Dataset entries:
* Begin *
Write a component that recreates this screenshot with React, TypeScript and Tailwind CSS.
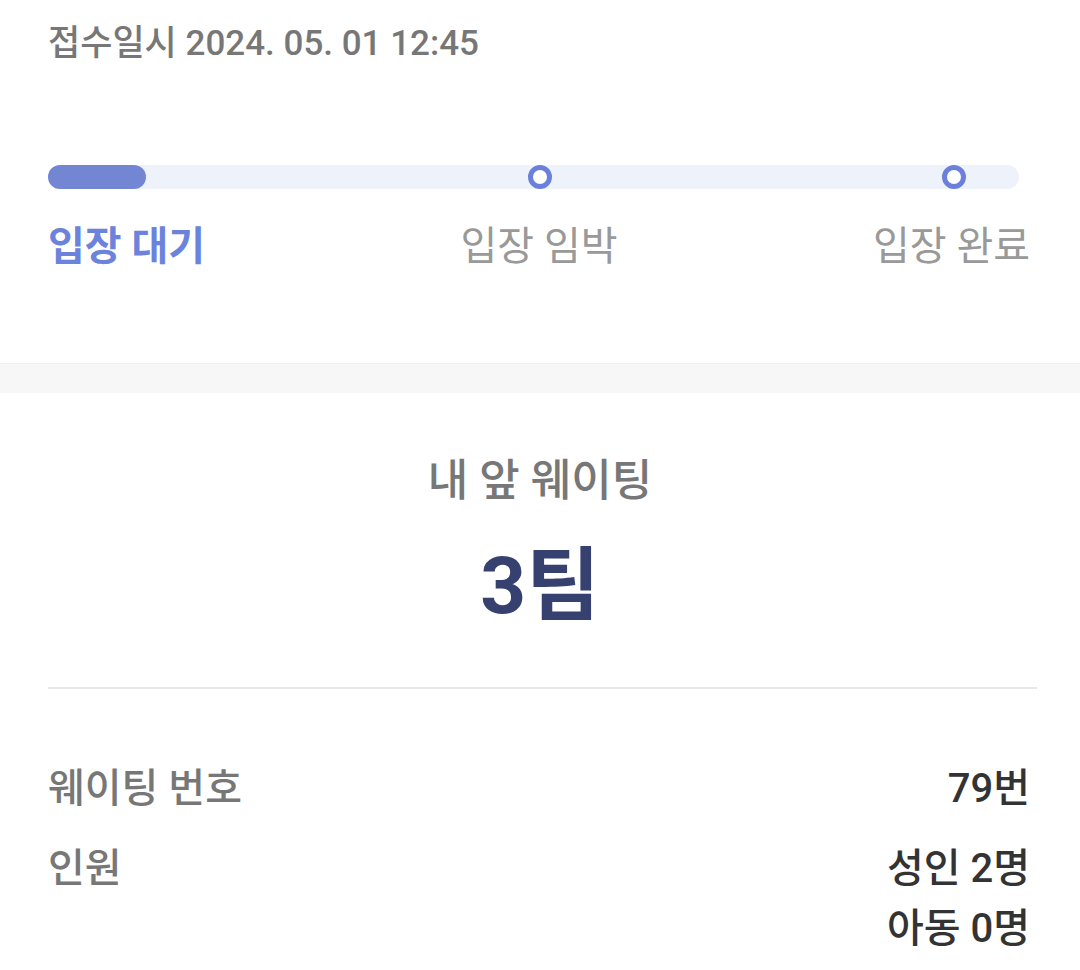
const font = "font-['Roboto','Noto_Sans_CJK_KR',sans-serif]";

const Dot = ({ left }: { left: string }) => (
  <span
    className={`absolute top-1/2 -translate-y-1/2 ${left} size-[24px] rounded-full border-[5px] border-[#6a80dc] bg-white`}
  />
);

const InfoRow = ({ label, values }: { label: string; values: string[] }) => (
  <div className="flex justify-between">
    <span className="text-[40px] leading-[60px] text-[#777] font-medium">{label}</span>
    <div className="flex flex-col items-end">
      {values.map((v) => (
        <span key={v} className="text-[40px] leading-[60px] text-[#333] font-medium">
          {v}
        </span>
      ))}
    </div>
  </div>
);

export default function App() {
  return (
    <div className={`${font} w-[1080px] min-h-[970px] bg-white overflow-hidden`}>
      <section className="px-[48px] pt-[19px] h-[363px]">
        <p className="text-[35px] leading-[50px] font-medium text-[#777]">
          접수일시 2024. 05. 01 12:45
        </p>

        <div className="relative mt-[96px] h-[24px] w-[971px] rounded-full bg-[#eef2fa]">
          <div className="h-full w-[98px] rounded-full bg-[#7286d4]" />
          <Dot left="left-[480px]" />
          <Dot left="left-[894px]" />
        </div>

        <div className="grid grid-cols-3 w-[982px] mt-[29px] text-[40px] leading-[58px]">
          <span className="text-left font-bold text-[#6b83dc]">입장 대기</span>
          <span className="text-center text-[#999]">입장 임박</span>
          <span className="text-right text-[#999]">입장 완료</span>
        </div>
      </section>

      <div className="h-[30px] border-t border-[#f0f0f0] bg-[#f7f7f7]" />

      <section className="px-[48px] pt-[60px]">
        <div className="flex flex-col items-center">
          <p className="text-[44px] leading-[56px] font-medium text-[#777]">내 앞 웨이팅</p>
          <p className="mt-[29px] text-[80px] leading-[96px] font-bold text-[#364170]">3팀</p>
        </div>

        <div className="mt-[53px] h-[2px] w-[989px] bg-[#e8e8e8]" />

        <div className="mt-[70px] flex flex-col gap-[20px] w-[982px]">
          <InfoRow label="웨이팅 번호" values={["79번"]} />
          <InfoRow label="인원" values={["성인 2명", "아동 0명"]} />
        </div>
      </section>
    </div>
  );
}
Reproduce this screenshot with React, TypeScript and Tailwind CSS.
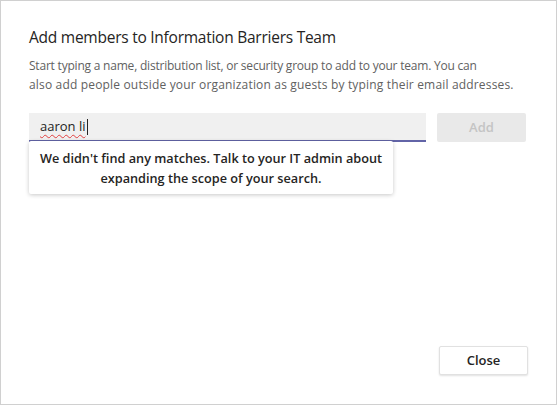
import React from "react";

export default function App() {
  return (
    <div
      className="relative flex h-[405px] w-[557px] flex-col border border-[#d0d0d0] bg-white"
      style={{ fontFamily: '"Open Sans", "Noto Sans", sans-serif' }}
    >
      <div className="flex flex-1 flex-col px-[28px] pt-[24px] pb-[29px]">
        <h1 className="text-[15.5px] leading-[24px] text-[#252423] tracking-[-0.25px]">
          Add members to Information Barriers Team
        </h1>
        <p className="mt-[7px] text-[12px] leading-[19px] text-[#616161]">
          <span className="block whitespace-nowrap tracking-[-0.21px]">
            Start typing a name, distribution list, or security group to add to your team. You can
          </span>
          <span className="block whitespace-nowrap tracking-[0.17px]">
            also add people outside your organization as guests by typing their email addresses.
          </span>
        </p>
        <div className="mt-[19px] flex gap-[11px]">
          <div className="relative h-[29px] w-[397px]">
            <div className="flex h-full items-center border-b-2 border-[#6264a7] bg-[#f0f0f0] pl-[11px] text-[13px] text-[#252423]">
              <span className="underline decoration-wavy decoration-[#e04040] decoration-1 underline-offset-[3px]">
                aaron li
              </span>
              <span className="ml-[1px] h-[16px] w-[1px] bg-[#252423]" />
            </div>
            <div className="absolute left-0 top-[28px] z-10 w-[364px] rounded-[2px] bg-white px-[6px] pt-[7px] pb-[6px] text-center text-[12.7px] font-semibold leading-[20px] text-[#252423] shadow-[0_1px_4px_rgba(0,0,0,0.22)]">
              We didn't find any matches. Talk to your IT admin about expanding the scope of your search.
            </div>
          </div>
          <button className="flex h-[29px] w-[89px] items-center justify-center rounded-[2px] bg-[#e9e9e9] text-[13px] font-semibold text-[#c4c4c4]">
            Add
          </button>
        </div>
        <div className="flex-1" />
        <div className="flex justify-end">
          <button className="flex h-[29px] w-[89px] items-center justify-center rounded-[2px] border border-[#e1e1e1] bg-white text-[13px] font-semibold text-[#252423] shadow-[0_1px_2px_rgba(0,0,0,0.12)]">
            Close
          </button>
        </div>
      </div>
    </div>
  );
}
* End *
▶ _DIRECTION_
Repeat exactly the lines above, from the line that contains "Reproduce this screenshot" down through the line that contains "import React from". Include both of those lines and none of the pictures.

▶ _WRITTEN ANSWER_
Reproduce this screenshot with React, TypeScript and Tailwind CSS.
import React from "react";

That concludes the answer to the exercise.